Write the data out again, character for character, with no images.

>> start Data extract

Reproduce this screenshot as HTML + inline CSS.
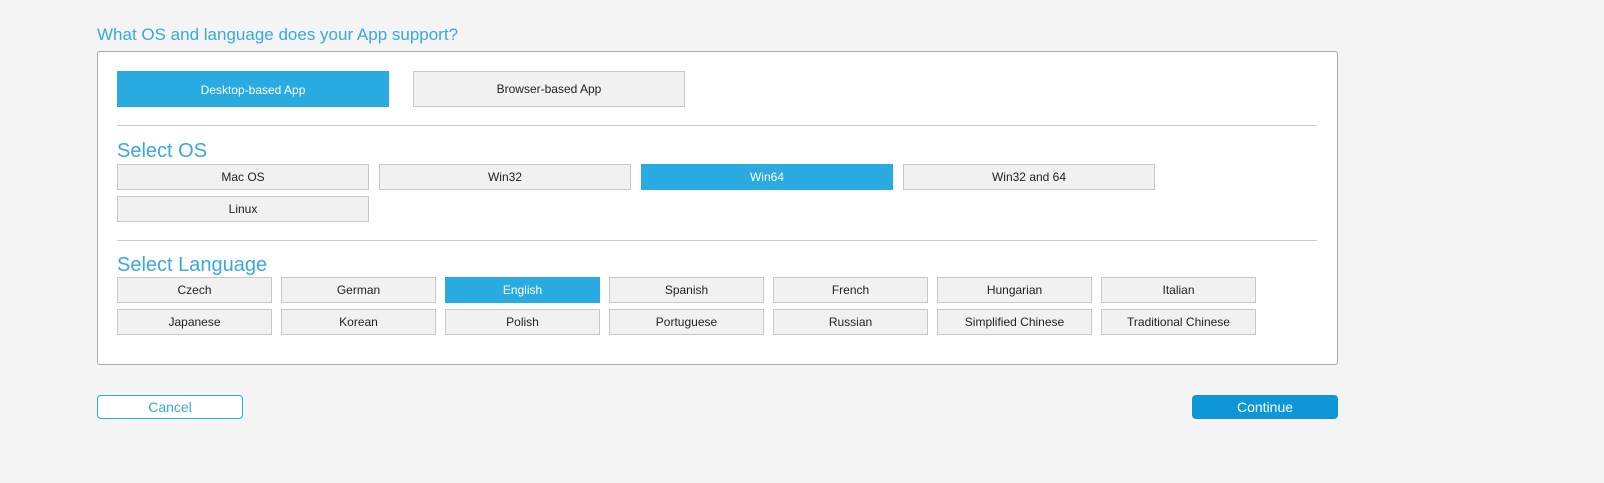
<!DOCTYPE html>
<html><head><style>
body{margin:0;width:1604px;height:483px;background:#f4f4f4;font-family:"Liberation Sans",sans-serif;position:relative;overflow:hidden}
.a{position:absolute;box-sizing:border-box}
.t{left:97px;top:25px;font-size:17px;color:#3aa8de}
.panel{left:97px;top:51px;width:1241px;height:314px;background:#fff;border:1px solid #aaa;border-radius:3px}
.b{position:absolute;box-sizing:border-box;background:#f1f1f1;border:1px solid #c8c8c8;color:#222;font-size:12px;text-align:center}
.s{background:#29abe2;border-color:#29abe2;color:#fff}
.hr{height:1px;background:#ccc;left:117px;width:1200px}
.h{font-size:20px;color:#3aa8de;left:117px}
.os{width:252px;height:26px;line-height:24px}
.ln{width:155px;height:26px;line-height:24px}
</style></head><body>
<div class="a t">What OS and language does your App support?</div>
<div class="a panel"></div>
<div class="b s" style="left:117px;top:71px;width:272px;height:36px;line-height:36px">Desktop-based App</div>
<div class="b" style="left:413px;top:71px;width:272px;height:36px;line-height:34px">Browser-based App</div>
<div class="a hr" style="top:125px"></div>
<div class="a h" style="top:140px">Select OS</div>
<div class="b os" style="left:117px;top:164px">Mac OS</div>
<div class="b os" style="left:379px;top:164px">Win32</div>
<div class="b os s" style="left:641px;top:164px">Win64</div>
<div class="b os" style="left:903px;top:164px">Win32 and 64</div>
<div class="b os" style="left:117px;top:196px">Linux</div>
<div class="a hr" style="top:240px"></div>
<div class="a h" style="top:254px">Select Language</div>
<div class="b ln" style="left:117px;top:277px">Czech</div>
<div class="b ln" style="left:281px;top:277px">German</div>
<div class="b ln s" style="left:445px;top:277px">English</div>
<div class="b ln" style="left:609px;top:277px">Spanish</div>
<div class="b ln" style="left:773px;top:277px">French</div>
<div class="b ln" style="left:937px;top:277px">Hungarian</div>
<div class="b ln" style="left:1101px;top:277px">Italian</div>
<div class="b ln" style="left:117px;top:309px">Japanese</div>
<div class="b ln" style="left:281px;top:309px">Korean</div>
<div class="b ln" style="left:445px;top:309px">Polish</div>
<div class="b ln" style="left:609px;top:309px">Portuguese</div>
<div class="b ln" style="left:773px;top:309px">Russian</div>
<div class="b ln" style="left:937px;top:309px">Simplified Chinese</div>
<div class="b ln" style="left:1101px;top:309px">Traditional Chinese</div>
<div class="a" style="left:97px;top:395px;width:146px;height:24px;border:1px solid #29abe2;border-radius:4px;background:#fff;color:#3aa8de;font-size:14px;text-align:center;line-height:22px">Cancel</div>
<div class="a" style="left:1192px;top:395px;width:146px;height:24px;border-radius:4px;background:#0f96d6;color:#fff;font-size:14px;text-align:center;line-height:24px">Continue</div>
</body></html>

>> end Data extract

Output for this task.
Reproduce this screenshot as HTML + inline CSS.
<!DOCTYPE html>
<html><head><style>
body{margin:0;width:1604px;height:483px;background:#f4f4f4;font-family:"Liberation Sans",sans-serif;position:relative;overflow:hidden}
.a{position:absolute;box-sizing:border-box}
.t{left:97px;top:25px;font-size:17px;color:#3aa8de}
.panel{left:97px;top:51px;width:1241px;height:314px;background:#fff;border:1px solid #aaa;border-radius:3px}
.b{position:absolute;box-sizing:border-box;background:#f1f1f1;border:1px solid #c8c8c8;color:#222;font-size:12px;text-align:center}
.s{background:#29abe2;border-color:#29abe2;color:#fff}
.hr{height:1px;background:#ccc;left:117px;width:1200px}
.h{font-size:20px;color:#3aa8de;left:117px}
.os{width:252px;height:26px;line-height:24px}
.ln{width:155px;height:26px;line-height:24px}
</style></head><body>
<div class="a t">What OS and language does your App support?</div>
<div class="a panel"></div>
<div class="b s" style="left:117px;top:71px;width:272px;height:36px;line-height:36px">Desktop-based App</div>
<div class="b" style="left:413px;top:71px;width:272px;height:36px;line-height:34px">Browser-based App</div>
<div class="a hr" style="top:125px"></div>
<div class="a h" style="top:140px">Select OS</div>
<div class="b os" style="left:117px;top:164px">Mac OS</div>
<div class="b os" style="left:379px;top:164px">Win32</div>
<div class="b os s" style="left:641px;top:164px">Win64</div>
<div class="b os" style="left:903px;top:164px">Win32 and 64</div>
<div class="b os" style="left:117px;top:196px">Linux</div>
<div class="a hr" style="top:240px"></div>
<div class="a h" style="top:254px">Select Language</div>
<div class="b ln" style="left:117px;top:277px">Czech</div>
<div class="b ln" style="left:281px;top:277px">German</div>
<div class="b ln s" style="left:445px;top:277px">English</div>
<div class="b ln" style="left:609px;top:277px">Spanish</div>
<div class="b ln" style="left:773px;top:277px">French</div>
<div class="b ln" style="left:937px;top:277px">Hungarian</div>
<div class="b ln" style="left:1101px;top:277px">Italian</div>
<div class="b ln" style="left:117px;top:309px">Japanese</div>
<div class="b ln" style="left:281px;top:309px">Korean</div>
<div class="b ln" style="left:445px;top:309px">Polish</div>
<div class="b ln" style="left:609px;top:309px">Portuguese</div>
<div class="b ln" style="left:773px;top:309px">Russian</div>
<div class="b ln" style="left:937px;top:309px">Simplified Chinese</div>
<div class="b ln" style="left:1101px;top:309px">Traditional Chinese</div>
<div class="a" style="left:97px;top:395px;width:146px;height:24px;border:1px solid #29abe2;border-radius:4px;background:#fff;color:#3aa8de;font-size:14px;text-align:center;line-height:22px">Cancel</div>
<div class="a" style="left:1192px;top:395px;width:146px;height:24px;border-radius:4px;background:#0f96d6;color:#fff;font-size:14px;text-align:center;line-height:24px">Continue</div>
</body></html>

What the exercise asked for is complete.